Except tea. Don't mess with the tea. From the moment it was first popularized in China during the Tang Dynasty (AD 618-907), tea has been brewed almost exclusively in water and consumed hot and pure. The Europeans were the first to add milk and sugar, in the 17th century. The Americans were the first to ice it (surprisingly, a mid-20th century innovation). But for most of Asia, over the centuries, the only reassuring constant has been hot, plain tea. In Japan, the tea ceremony became a religious rite.
Bubble tea might have remained a quaint oddity, available only in Taichung, were it not for the arrival of a Japanese television crew. Liu cannot remember the show's name, but says it was a program aimed at young adults that scoured Southeast Asia in search of new things. It aired a segment featuring Liu's bubble tea and within days he was fielding calls from curious businessmen in Japan and Hong Kong. Then a Japanese QQ drink association (chewy drinks are popular enough to warrant their own trade association in Japan) held a meeting in Taiwan.
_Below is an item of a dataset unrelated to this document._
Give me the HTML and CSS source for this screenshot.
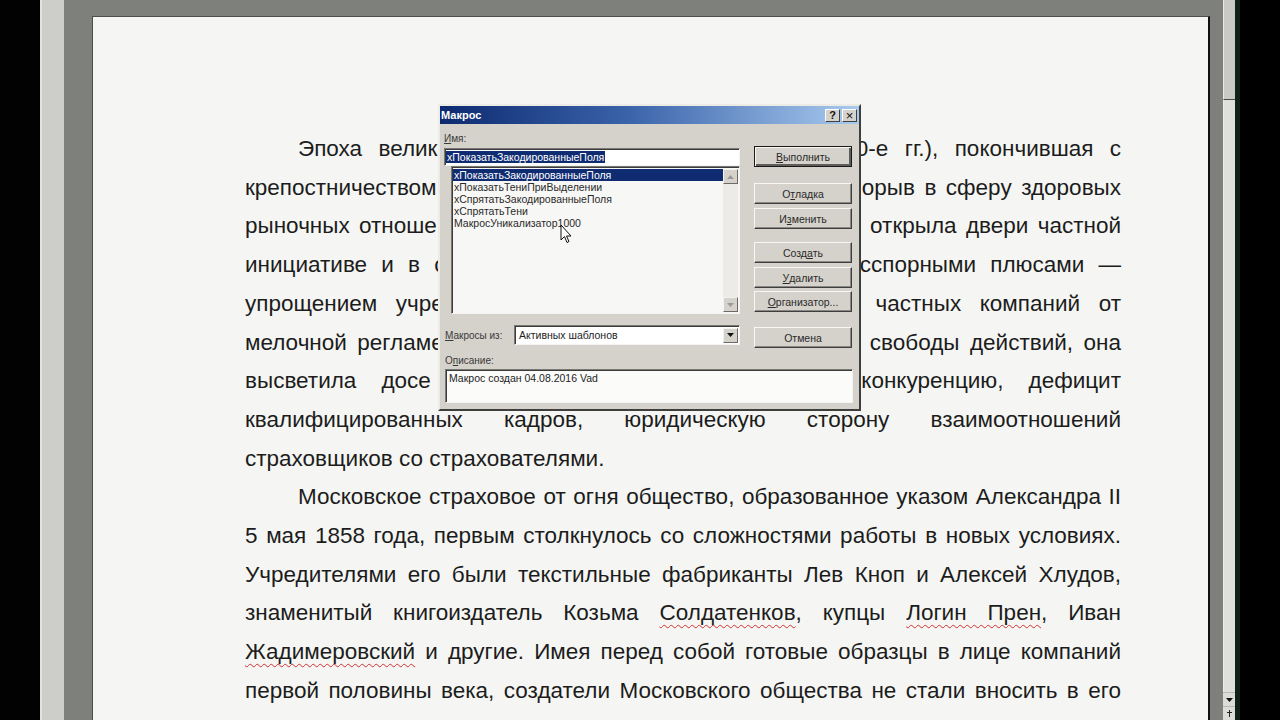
FILE: index.html
```html
<!DOCTYPE html>
<html lang="ru">
<head>
<meta charset="utf-8">
<title>Макрос</title>
<link rel="stylesheet" href="styles.css">
</head>
<body>
<div class="screen">
  <div class="edge-left"></div>
  <div class="ruler"></div>
  <div class="workspace">
    <div class="page">
      <div class="text">
        <span class="ln indent">Эпоха велик<span class="hid">их реформ Александра II (1860–187</span>0-е гг.), покончившая с</span>
        <span class="ln">крепостничеством<span class="hid">, открыла российскому страхованию пр</span>орыв в сферу здоровых</span>
        <span class="ln">рыночных отноше<span class="hid">ний. Новая эпоха либерализма широко</span> открыла двери частной</span>
        <span class="ln">инициативе и в с<span class="hid">траховом деле. Однако наряду с бе</span>сспорными плюсами —</span>
        <span class="ln">упрощением учре<span class="hid">ждения всех обществ, избавлением</span> частных компаний от</span>
        <span class="ln">мелочной регламе<span class="hid">нтации, предоставлением им широкой</span> свободы действий, она</span>
        <span class="ln">высветила досе<span class="hid">ле неведомые проблемы: острую</span> конкуренцию, дефицит</span>
        <span class="ln">квалифицированных кадров, юридическую сторону взаимоотношений</span>
        <span class="ln last">страховщиков со страхователями.</span>
        <span class="ln indent">Московское страховое от огня общество, образованное указом Александра II</span>
        <span class="ln">5 мая 1858 года, первым столкнулось со сложностями работы в новых условиях.</span>
        <span class="ln">Учредителями его были текстильные фабриканты Лев Кноп и Алексей Хлудов,</span>
        <span class="ln">знаменитый книгоиздатель Козьма <span class="err">Солдатенков</span>, купцы <span class="err">Логин Прен</span>, Иван</span>
        <span class="ln"><span class="err">Жадимеровский</span> и другие. Имея перед собой готовые образцы в лице компаний</span>
        <span class="ln">первой половины века, создатели Московского общества не стали вносить в его</span>
      </div>
    </div>
  </div>
  <div class="vscroll">
    <div class="thumb"></div>
    <div class="track"></div>
    <div class="sbtn"><svg width="9" height="6" viewBox="0 0 9 6"><path d="M1 1h7L4.5 5z" fill="#111"/></svg></div>
    <div class="sbtn"><svg width="9" height="9" viewBox="0 0 9 9"><path d="M4 1h1v2h2v1H5v4H4V4H2V3h2z" fill="#222"/></svg></div>
  </div>
  <div class="edge-right"></div>

  <div class="dialog">
    <div class="titlebar">
      <span class="title">Макрос</span>
      <span class="tbtns">
        <span class="tbtn">?</span>
        <span class="tbtn close">×</span>
      </span>
    </div>
    <div class="dbody">
      <div class="cols">
        <div class="leftcol">
          <div class="lbl first-lbl"><u>И</u>мя:</div>
          <div class="namebox"><span class="sel">xПоказатьЗакодированныеПоля</span></div>
          <div class="listbox">
            <div class="items">
              <div class="item selected">xПоказатьЗакодированныеПоля</div>
              <div class="item">xПоказатьТениПриВыделении</div>
              <div class="item">xСпрятатьЗакодированныеПоля</div>
              <div class="item">xСпрятатьТени</div>
              <div class="item">МакросУникализатор1000</div>
            </div>
            <div class="lscroll">
              <div class="sarrow"><svg width="7" height="4" viewBox="0 0 7 4"><path d="M0 4h7L3.5 0z" fill="#9a9a96"/></svg></div>
              <div class="strack"></div>
              <div class="sarrow"><svg width="7" height="4" viewBox="0 0 7 4"><path d="M0 0h7L3.5 4z" fill="#9a9a96"/></svg></div>
            </div>
          </div>
          <div class="fromrow">
            <span class="lbl"><u>М</u>акросы из:</span>
            <div class="combo">
              <span class="combotext">Активных шаблонов</span>
              <span class="combobtn"><svg width="7" height="4" viewBox="0 0 7 4"><path d="M0 0h7L3.5 4z" fill="#111"/></svg></span>
            </div>
          </div>
        </div>
        <div class="rightcol">
          <div class="btn default b1"><u>В</u>ыполнить</div>
          <div class="btn b2">О<u>т</u>ладка</div>
          <div class="btn b3">И<u>з</u>менить</div>
          <div class="btn b4">Созд<u>а</u>ть</div>
          <div class="btn b5"><u>У</u>далить</div>
          <div class="btn b6"><u>О</u>рганизатор...</div>
          <div class="btn b7">Отмена</div>
        </div>
      </div>
      <div class="lbl desc-lbl">О<u>п</u>исание:</div>
      <div class="descbox">Макрос создан 04.08.2016 Vad</div>
    </div>
  </div>

  <svg class="cursor" width="13" height="20" viewBox="0 0 13 20">
    <path d="M1 1v15l3.5-3.5 2.5 6 2-1-2.5-5.5H11z" fill="#fff" stroke="#111" stroke-width="1" stroke-linejoin="round"/>
  </svg>
</div>
</body>
</html>
```

FILE: styles.css
```css
html, body {
  margin: 0;
  padding: 0;
  background: #000;
}

body {
  width: 1280px;
  height: 720px;
  overflow: hidden;
  font-family: "Liberation Sans", Arial, sans-serif;
}

.screen {
  position: relative;
  display: flex;
  width: 1280px;
  height: 720px;
  overflow: hidden;
}

.edge-left {
  width: 40px;
  background: #020202;
  flex: none;
}

.ruler {
  width: 24px;
  flex: none;
  box-sizing: border-box;
  background: #cdcec9;
  border-left: 2px solid #e2e3de;
}

.workspace {
  width: 1159px;
  flex: none;
  box-sizing: border-box;
  background: #7e807c;
  padding: 16px 0 0 28px;
}

.page {
  width: 1118px;
  height: 720px;
  box-sizing: border-box;
  background: #f5f6f3;
  border-top: 1px solid #4e4f4c;
  border-left: 1px solid #4e4f4c;
  border-right: 2px solid #111;
  padding: 113px 87px 0 152px;
}

.text {
  width: 876px;
  font-size: 22.5px;
  line-height: 38.7px;
  color: #1c1c1c;
}

.ln {
  display: block;
  text-align: justify;
  text-align-last: justify;
  white-space: nowrap;
}

.ln.indent {
  text-indent: 53px;
}

.ln.last {
  text-align-last: left;
}

.hid {
  visibility: hidden;
}

.err {
  text-decoration: underline wavy #d03030;
  text-decoration-thickness: 1px;
  text-underline-offset: 4px;
  text-decoration-skip-ink: none;
}

.vscroll {
  width: 12px;
  flex: none;
  display: flex;
  flex-direction: column;
  background: #dfe0db;
}

.thumb {
  height: 99px;
  background: #c9cac5;
  border-bottom: 1px solid #4a4a48;
  border-left: 1px solid #e8e9e4;
}

.track {
  flex: 1;
  border-left: 1px solid #ecece8;
}

.sbtn {
  height: 13px;
  display: flex;
  align-items: center;
  justify-content: center;
  background: #dcddd8;
  border-top: 1px solid #b9bab5;
}

.edge-right {
  flex: 1;
  background: #000;
  border-left: 5px solid #10211a;
}

/* dialog */
.dialog {
  position: absolute;
  left: 438px;
  top: 104px;
  width: 423px;
  height: 307px;
  box-sizing: border-box;
  background: #d5d2cb;
  border: 2px solid;
  border-color: #ecebe6 #3e3e3c #3e3e3c #ecebe6;
  font-family: "Liberation Sans", Arial, sans-serif;
  font-size: 11px;
  color: #1e1e1e;
}

.titlebar {
  height: 18px;
  display: flex;
  align-items: center;
  justify-content: space-between;
  padding: 0 2px 0 1px;
  background: linear-gradient(90deg, #0d2a70 0%, #3a63aa 45%, #a9cbef 100%);
}

.title {
  color: #fff;
  font-weight: bold;
  font-size: 11px;
}

.tbtns {
  display: flex;
  gap: 1px;
}

.tbtn {
  width: 15px;
  height: 13px;
  box-sizing: border-box;
  background: #d5d2cb;
  border: 1px solid;
  border-color: #fff #404040 #404040 #fff;
  font-size: 11px;
  font-weight: bold;
  line-height: 11px;
  text-align: center;
  color: #111;
}

.tbtn.close {
  font-size: 13px;
  font-weight: normal;
  margin-left: 1px;
}

.dbody {
  padding: 0 7px 0 4px;
}

.cols {
  display: flex;
  gap: 14px;
}

.leftcol {
  width: 296px;
  display: flex;
  flex-direction: column;
}

.lbl {
  height: 13px;
  line-height: 13px;
  color: #3a3a3a;
  font-size: 10px;
}

.first-lbl {
  margin-top: 8px;
  margin-bottom: 3px;
}

.namebox {
  height: 18px;
  box-sizing: border-box;
  background: #fff;
  border: 1px solid;
  border-color: #7a7874 #f4f4f2 #f4f4f2 #7a7874;
  box-shadow: inset 1px 1px 0 #3b3b3b;
  padding: 1px 0 0 1px;
  line-height: 14px;
  font-size: 10.5px;
}

.sel {
  background: #0f2c72;
  color: #fff;
  padding: 0 1px;
}

.listbox {
  margin-left: 7px;
  width: 289px;
  height: 148px;
  box-sizing: border-box;
  background: #f7f7f5;
  border: 1px solid;
  border-color: #7a7874 #f4f4f2 #f4f4f2 #7a7874;
  box-shadow: inset 1px 1px 0 #3b3b3b;
  display: flex;
  padding: 2px 1px 1px 1px;
}

.items {
  flex: 1;
  font-size: 10.5px;
  line-height: 12px;
}

.item {
  padding-left: 1px;
  height: 12px;
  white-space: nowrap;
  color: #2a2a2a;
}

.item.selected {
  background: #0f2c72;
  color: #fff;
}

.lscroll {
  width: 15px;
  display: flex;
  flex-direction: column;
  background: #ecebe7;
}

.sarrow {
  height: 15px;
  box-sizing: border-box;
  display: flex;
  align-items: center;
  justify-content: center;
  background: #d5d2cb;
  border: 1px solid;
  border-color: #f2f2ef #6c6b67 #6c6b67 #f2f2ef;
}

.strack {
  flex: 1;
}

.fromrow {
  margin-top: 11px;
  height: 20px;
  display: flex;
  align-items: center;
}

.fromrow .lbl {
  width: 69px;
  margin-left: 1px;
}

.combo {
  flex: 1;
  height: 20px;
  box-sizing: border-box;
  background: #fff;
  border: 1px solid;
  border-color: #7a7874 #f4f4f2 #f4f4f2 #7a7874;
  box-shadow: inset 1px 1px 0 #3b3b3b;
  display: flex;
  align-items: center;
  padding: 1px 1px 1px 4px;
}

.combotext {
  flex: 1;
  font-size: 10.5px;
}

.combobtn {
  width: 15px;
  height: 15px;
  box-sizing: border-box;
  display: flex;
  align-items: center;
  justify-content: center;
  background: #d5d2cb;
  border: 1px solid;
  border-color: #f2f2ef #6c6b67 #6c6b67 #f2f2ef;
}

.rightcol {
  width: 98px;
  display: flex;
  flex-direction: column;
}

.btn {
  height: 21px;
  box-sizing: border-box;
  border: 1px solid;
  border-color: #f6f6f3 #3e3e3c #3e3e3c #f6f6f3;
  box-shadow: inset -1px -1px 0 #8a8884;
  display: flex;
  align-items: center;
  justify-content: center;
  font-size: 10.5px;
  color: #2a2a2a;
}

.btn.default {
  border: 1px solid #1a1a1a;
  box-shadow: inset 1px 1px 0 #f6f6f3, inset -2px -2px 0 #5e5d5a;
}

.b1 { margin-top: 22px; }
.b2 { margin-top: 16px; }
.b3 { margin-top: 4px; }
.b4 { margin-top: 13px; }
.b5 { margin-top: 4px; }
.b6 { margin-top: 3px; }
.b7 { margin-top: 15px; }

.desc-lbl {
  margin-top: 6px;
  margin-left: 1px;
}

.descbox {
  margin-top: 2px;
  margin-left: 1px;
  width: 408px;
  height: 34px;
  box-sizing: border-box;
  background: #fbfbfa;
  border: 1px solid;
  border-color: #7a7874 #f4f4f2 #f4f4f2 #7a7874;
  box-shadow: inset 1px 1px 0 #3b3b3b;
  padding: 2px 3px;
  font-size: 10.5px;
  line-height: 13px;
}

.cursor {
  position: absolute;
  left: 560px;
  top: 224px;
}
```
Its members tried bubble tea, liked it, and brought the idea home.
By the early '90s, bubble tea was pervasive in Japan and Hong Kong. From there, international traders pushed the product into Chinatowns across North America where it flourished, partly because it was "big overseas." By the late '90s, in the cities where it had really caught on, bubble tea moved outward to non-Asian shopping areas and night-life districts. By 2000, a veritable boom was underway with bubble operations opening down such hubs as Yonge Street in Toronto.
The drink was popular partly because it was big in Asia, but also because it arrived at a peculiar moment in the history of the North American beverage industry: Throughout the second half of the 1990s, the North American palate was developing a taste for increasingly bizarre caffeinated drinks. At the start of the 1990s, Snapple gave consumers a taste for different flavors of iced tea, such as peach or raspberry, which set the stage for more complicated iced tea products, such as Arizona's Asian plum tea and Sobe's green tea with ginseng. At the same time, the frothy "mochaccino frappes" and "iced chai lattes" were being served at Starbucks and elsewhere becoming more like milkshakes or drinkable sundaes, and less like traditional coffees or teas, even Tim Hortons was introducing its own iced cappuccino, know as the IceCap, essentially a coffee slurpee. It's no coincidence that at the same time bubble tea was taking hold in North America.
Of course, there was one crucial difference between these beverages and Bubble Tea. An iced chai latte might seem like a novel idea, but its texture is consistent the whole way through. There are dozens of small oddities that make up the bubble tea experience, but surely the weirdest one of all is the alarming spectre of viscous tapioca balls or jiggly jelly squares slithering their way up the length of the wide-gauge straw toward your mouth. An anticipatory "Ew!" is written on every first-timer's face as they suck it up.
But bubble tea must break the middle of the mainstream to keep growing, some in the business are worried. Will bubble tea be the next sushi, which developed a following beyond its mid-80s modishness and became a staple feature of North American life? Or will it be the next Tamagotchi, the virtual pet that was bought by the millions in 1997 and then disappeared altogether?
Mr. James Park (Bubble Tea Supply), an importer of all products and equipment required in a bubble tea shop, from tapioca pearls, to straws to mixers, says bubble tea's breakthrough came thanks to youth market. Kids will try anything once, but often, also twice. "Now, some of my most successful clients are mall kiosks," Mr. Park says, indicating this is a good sign, as mall sales mean youth sales. "Now [malls] just move bubble tea."
The newness of the experience has carried the product until now. "The people in the bubble tea business had to find a way to keep selling in high volumes," says Mr. Park, who admits trends such as bubble tea can experience sudden death very easily. The hope is in flavoring. In the 1990s, the early popular flavors were generally fruity. Last year, coconut was the best-seller, as was cafe mocha, which is essentially coffee-flavored tea. Now tastes such as avocado have hit the market. The thinking seems to be that, if the flavors keep expanding, the newness of the experience will never wear off.